Sorry for my sappy shit, I'm just really depressed about the situation. He comes banging on the door at 630 this morning and goes straight to the extra bedroom and sleeps on the floor? He didn't say one word to me..
HAPPY NEW YEAR TO YOU TOO, DICK!
I'm so scared to be a single mom to two.. It was so hard with one..
Bleh.
Re: I spent New Years alone.
I'm boring because I'm pregnant? Haha okay. Seriously talking to him gets me nowhere. He's on of those assholes who turns crap to make you feel like you're in the wrong. Immature, that's what he is.
If he doesn't treat you well, and especially since he said he doesn't want to be a father... I'd rather do it alone.
Do you have a good family/ friend support system?
Is he living off of you ? Or does he help at all?
MAXIMUS POWERS 8♥5♥16
Thank you all so much. I want to walk away, the lease is up in march so I'll be able to then. Everything is in my name so I'm not comfortable leaving till I can get it out. So stressful
No! When we go out I PAY! When he's short on his bills he expects me to help him pay. It's complete bullshit that I have to take care of him. But I have for over a year, because I love him & I feel like one day the favor will be returned. After last night I'm over thinking that shit. The only thing that's going to change is the way I feel about myself when I leave his punk ass.
I'm glad nobody commented "quit your bitching" like all my friends do haha y'all are sweet ladies
Yes my family is wonderfulllll they support me so much. My mom wants me to pack my stuff today but I don't really have anywhere to go quite yet. I'll figure it out though. Mama gots this
Sorry I want to come over and punch him for you! I'm sorry you are feeling this all right now when all you should be feeling is happiness and joy for what you are creating. You don't deserve this.
What's stopping him from 6:30am binges when LO is born and you're left to do it all by yourself anyway.
He doesn't deserve the family you are building for him.
I hope you find some answers and peace.. ((Hugs))
Like I said though I've been alone this entire pregnancy.. So I know nothing is going to change when she's born. It sucks so bad, the one thing I didn't want her to have was a broken family. But having a family that's together but emotionally broken isn't very fair either. This whole thing just sucks. Where is my "I don't give a damn" attitude? It's like these pregnancy hormones ate it lol now all I do is cry about everything. Bleh.
Go with your aunt. All family drives us wild, but they care for you.

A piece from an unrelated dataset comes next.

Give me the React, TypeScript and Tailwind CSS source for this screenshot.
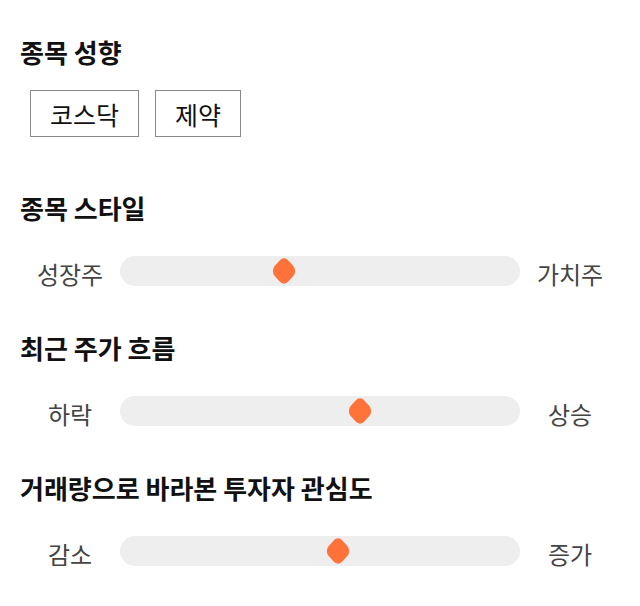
import React from 'react';

const font = { fontFamily: '"Noto Sans CJK KR", "Noto Sans", sans-serif' };

const sliders = [
  { title: '종목 스타일', left: '성장주', right: '가치주', value: 41 },
  { title: '최근 주가 흐름', left: '하락', right: '상승', value: 60 },
  { title: '거래량으로 바라본 투자자 관심도', left: '감소', right: '증가', value: 54.5 },
];

function Slider({ left, right, value }: { left: string; right: string; value: number }) {
  return (
    <div className="flex items-center h-[30px]">
      <div className="w-[100px] text-center text-[24px] text-[#444] leading-[30px] pt-[5px]">{left}</div>
      <div className="relative flex-1 h-[30px] rounded-full bg-[#eeeeee]">
        <div
          className="absolute top-1/2 -translate-x-1/2 -translate-y-1/2 scale-x-[0.88]"
          style={{ left: `${value}%` }}
        >
          <div className="w-[22px] h-[22px] rotate-45 rounded-[7px] bg-[#ff733a]" />
        </div>
      </div>
      <div className="w-[100px] text-center text-[24px] text-[#444] leading-[30px] pt-[5px]">{right}</div>
    </div>
  );
}

export default function App() {
  return (
    <div className="w-[640px] h-[606px] bg-white px-[20px] pt-[36px]" style={font}>
      {/* 종목 성향 */}
      <h2 className="text-[26px] font-bold text-[#111] leading-[32px]">종목 성향</h2>
      <div className="flex gap-[16px] mt-[22px] ml-[10px]">
        {['코스닥', '제약'].map((t) => (
          <div
            key={t}
            className="h-[47px] px-[19px] pt-[3px] border border-[#888] flex items-center text-[25px] text-[#111]"
          >
            {t}
          </div>
        ))}
      </div>

      {sliders.map((s, i) => (
        <section key={s.title} className={i === 0 ? 'mt-[55px]' : 'mt-[46px]'}>
          <h2 className="text-[26px] font-bold text-[#111] leading-[32px]">{s.title}</h2>
          <div className="mt-[32px]">
            <Slider left={s.left} right={s.right} value={s.value} />
          </div>
        </section>
      ))}
    </div>
  );
}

And its temporary. Go there ASAP, tell him you're cancelling the utilities, and work on finding yourself your own place for your daughters. Also, make SURE he pays child support!! I am so sorry you are going through this!!
You're too sweet. & absolutely right it is so much easier said than done, especially when you still love the asshole. It has to be done though the only way I'm going to be happy is to get rid of the negative. I do want him to pay child support, he thinks he's getting out of it but he's sadly mistaken. He's never paid for shit in his life, it's time to start being responsible. He's such a child I hope his mom is embarrassed of the boy she raised. Ugh he makes me so mad.
I hope the best for you and your babies be strong mom.